INDIANAPOLIS (WISH) — Thursday, U.S. Attorney for the Southern District of Indiana Josh Minkler said the 45-day federal initiative to reduce crime in Indianapolis is extending, this time with no set expiration date.
Operation Legend is a partnership between federal agents and local law enforcement that was supposed to end Wednesday.
Minkler’s announcement to continue the operation came just hours after Indianapolis reached 172 homicides so far this year, which is also the total count for all of 2019.
For the past 45 days, 57 federal agents have been working in Indianapolis streets and Minkler said it’s paid off.
“In the 45 days prior to operation Legend, from July 1st to August 15th, there were 39 homicides and 31 murders.

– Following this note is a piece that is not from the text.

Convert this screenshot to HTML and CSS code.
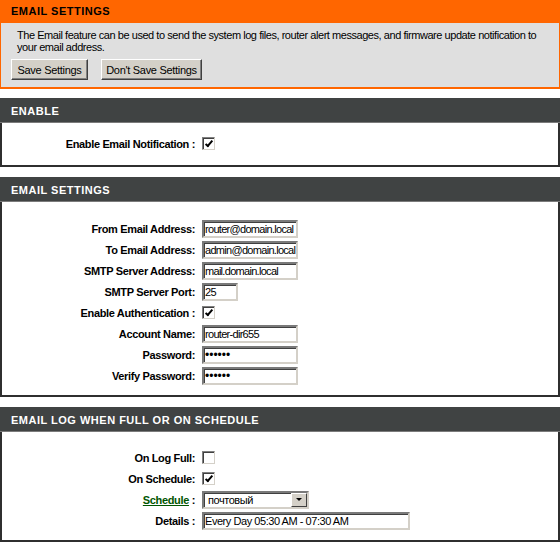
FILE: index.html
```html
<!DOCTYPE html>
<html lang="en">
<head>
    <meta charset="UTF-8">
    <title>Email Settings</title>
    <link rel="stylesheet" href="styles.css">
</head>
<body>
    <!-- Intro box -->
    <div class="intro">
        <h1>EMAIL SETTINGS</h1>
        <div class="intro-body">
            <p>The Email feature can be used to send the system log files, router alert messages, and firmware update notification to your email address.</p>
            <div class="actions">
                <button type="button" class="save">Save Settings</button>
                <button type="button" class="nosave">Don't Save Settings</button>
            </div>
        </div>
    </div>

    <div class="box">
        <h2>ENABLE</h2>
        <table class="form enable">
            <tr>
                <td class="label">Enable Email Notification :</td>
                <td><span class="check on"></span></td>
            </tr>
        </table>
    </div>

    <div class="box">
        <h2>EMAIL SETTINGS</h2>
        <table class="form settings">
            <tr><td class="label">From Email Address:</td><td><input type="text" value="router@domain.local"></td></tr>
            <tr><td class="label">To Email Address:</td><td><input type="text" value="admin@domain.local"></td></tr>
            <tr><td class="label">SMTP Server Address:</td><td><input type="text" value="mail.domain.local"></td></tr>
            <tr><td class="label">SMTP Server Port:</td><td><input type="text" class="short" value="25"></td></tr>
            <tr><td class="label">Enable Authentication :</td><td><span class="check on"></span></td></tr>
            <tr><td class="label">Account Name:</td><td><input type="text" value="router-dir655"></td></tr>
            <tr><td class="label">Password:</td><td><input type="password" value="secret"></td></tr>
            <tr><td class="label">Verify Password:</td><td><input type="password" value="secret"></td></tr>
        </table>
    </div>

    <div class="box">
        <h2>EMAIL LOG WHEN FULL OR ON SCHEDULE</h2>
        <table class="form schedule">
            <tr><td class="label">On Log Full:</td><td><span class="check"></span></td></tr>
            <tr><td class="label">On Schedule:</td><td><span class="check on"></span></td></tr>
            <tr>
                <td class="label"><a href="#">Schedule</a> :</td>
                <td>
                    <div class="select">
                        <span>почтовый</span>
                        <span class="arrow"></span>
                    </div>
                </td>
            </tr>
            <tr><td class="label">Details :</td><td><input type="text" class="long" value="Every Day 05:30 AM - 07:30 AM"></td></tr>
        </table>
    </div>
</body>
</html>
```

FILE: styles.css
```css
/* Global */
body {
    margin: 0;
    font-family: 'Liberation Sans', Arial, sans-serif;
    font-size: 11px;
    letter-spacing: -0.45px;
    color: #000;
    background: #fff;
}

/* Orange intro box */
.intro {
    background: #dfdfdf;
    border: 1px solid #ff6600;
    border-top: none;
    border-bottom-width: 2px;
}

.intro h1 {
    margin: 0 -1px;
    background: #ff6600;
    height: 23px;
    line-height: 23px;
    padding-left: 11px;
    font-size: 11px;
    font-weight: bold;
    letter-spacing: 0.5px;
    color: #000;
}

.intro-body {
    padding: 6px 8px 7px 16px;
}

.intro p {
    margin: 0;
    line-height: 12px;
}

.actions {
    display: flex;
    gap: 13px;
    margin-top: 6px;
    margin-left: -6px;
}

button {
    font-family: inherit;
    font-size: 11px;
    letter-spacing: -0.3px;
    height: 21px;
    padding: 0;
    background: #d4d0c8;
    color: #000;
    border: 1px solid;
    border-color: #fff #404040 #404040 #fff;
    box-shadow: inset -1px -1px 0 #808080;
}

button.save {
    width: 77px;
}

button.nosave {
    width: 101px;
}

/* Dark sections */
.box {
    margin-top: 10px;
    border: 2px solid #2f2f2f;
    border-top: none;
}

.intro + .box {
    margin-top: 9px;
}

.box h2 {
    margin: 0 -2px;
    background: #404343;
    border-bottom: 1px solid #7b7b7b;
    height: 24px;
    line-height: 26px;
    padding-left: 11px;
    font-size: 11px;
    font-weight: bold;
    letter-spacing: 0.5px;
    color: #fff;
}

/* Form tables */
.form {
    border-collapse: collapse;
    margin: 0;
}

.form td {
    padding: 0;
    height: 21px;
    vertical-align: middle;
}

.form .label {
    width: 193px;
    text-align: right;
    padding-right: 7px;
    font-weight: bold;
    letter-spacing: -0.35px;
}

.enable {
    margin: 10px 0 11px;
}

.settings {
    margin: 16px 0 9px;
}

.schedule {
    margin: 15px 0 9px;
}

.label a {
    color: #005500;
    text-decoration: underline;
}

/* Classic sunken controls */
input {
    box-sizing: border-box;
    width: 96px;
    height: 18px;
    padding: 0 0 0 1px;
    font-family: inherit;
    font-size: 11px;
    letter-spacing: -0.7px;
    color: #000;
    background: #fff;
    border: 2px solid;
    border-color: #7a7a7a #d4d0c8 #d4d0c8 #7a7a7a;
    box-shadow: inset 1px 1px 0 #404040;
    outline: none;
    vertical-align: middle;
}

input.short {
    width: 36px;
}

input.long {
    width: 208px;
    letter-spacing: -0.45px;
}

input[type="password"] {
    font-size: 12px;
    letter-spacing: 0;
}

.check {
    display: inline-block;
    box-sizing: border-box;
    width: 13px;
    height: 13px;
    border: 1px solid;
    border-color: #808080 #d4d0c8 #d4d0c8 #808080;
    box-shadow: inset 1px 1px 0 #404040;
    background: #fff;
    position: relative;
    vertical-align: middle;
}

.check.on::after {
    content: "";
    position: absolute;
    left: 4px;
    top: 1px;
    width: 2px;
    height: 6px;
    border: solid #000;
    border-width: 0 2px 2px 0;
    transform: rotate(40deg);
}

.select {
    box-sizing: border-box;
    display: flex;
    align-items: center;
    justify-content: space-between;
    width: 107px;
    height: 18px;
    padding-left: 4px;
    background: #fff;
    border: 2px solid;
    border-color: #7a7a7a #d4d0c8 #d4d0c8 #7a7a7a;
    box-shadow: inset 1px 1px 0 #404040;
}

.select .arrow {
    box-sizing: border-box;
    width: 16px;
    height: 14px;
    background: #d4d0c8;
    border: 1px solid;
    border-color: #fff #404040 #404040 #fff;
    position: relative;
}

.select .arrow::after {
    content: "";
    position: absolute;
    left: 4px;
    top: 4px;
    border: 3px solid transparent;
    border-top: 3px solid #000;
    border-bottom: none;
}
```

When operation Legend was implemented and that’s August 15th through September 30th, there were 25 homicides and 23 murders so that is a 35 percent reduction in homicides and a 25 percent reduction in murders,” said Minkler.
Additionally, he said 57 people have been charged in 48 cases for federal crimes related to gun violence and 176 guns used in crimes have been taken off the streets.
Minkler said $1,471,000 from both drug deals and money spent on drugs has been collected. The agents have also seized more than 50 pounds of meth, more than 2 pounds of fentanyl and more than 3 pounds of heroin.
During the collaboration, the U.S. Marshal Service arrested 61 fugitives.
“These are very serious individuals that have been taken off the streets and it’s made the streets safer,” Minkler said.
He is working to keep the program around as long as he can.
“We think that will drive down the number of homicides, it’s clearly driving them down now. A permanent solution to shootings is a bigger issue, right? Arrests and prosecutions are certainly part of the solution but I’ve said many times arrests are not the only solution. You have to address the root causes, but you have to make it safe to address the root causes,” Minkler said.
He said the Department of Justice just approved a nearly $1 million grant for the Indiana Department of Corrections. The goal is to expand existing programs and create new ones aimed at reducing crimes committed by people on probation or under parole supervision.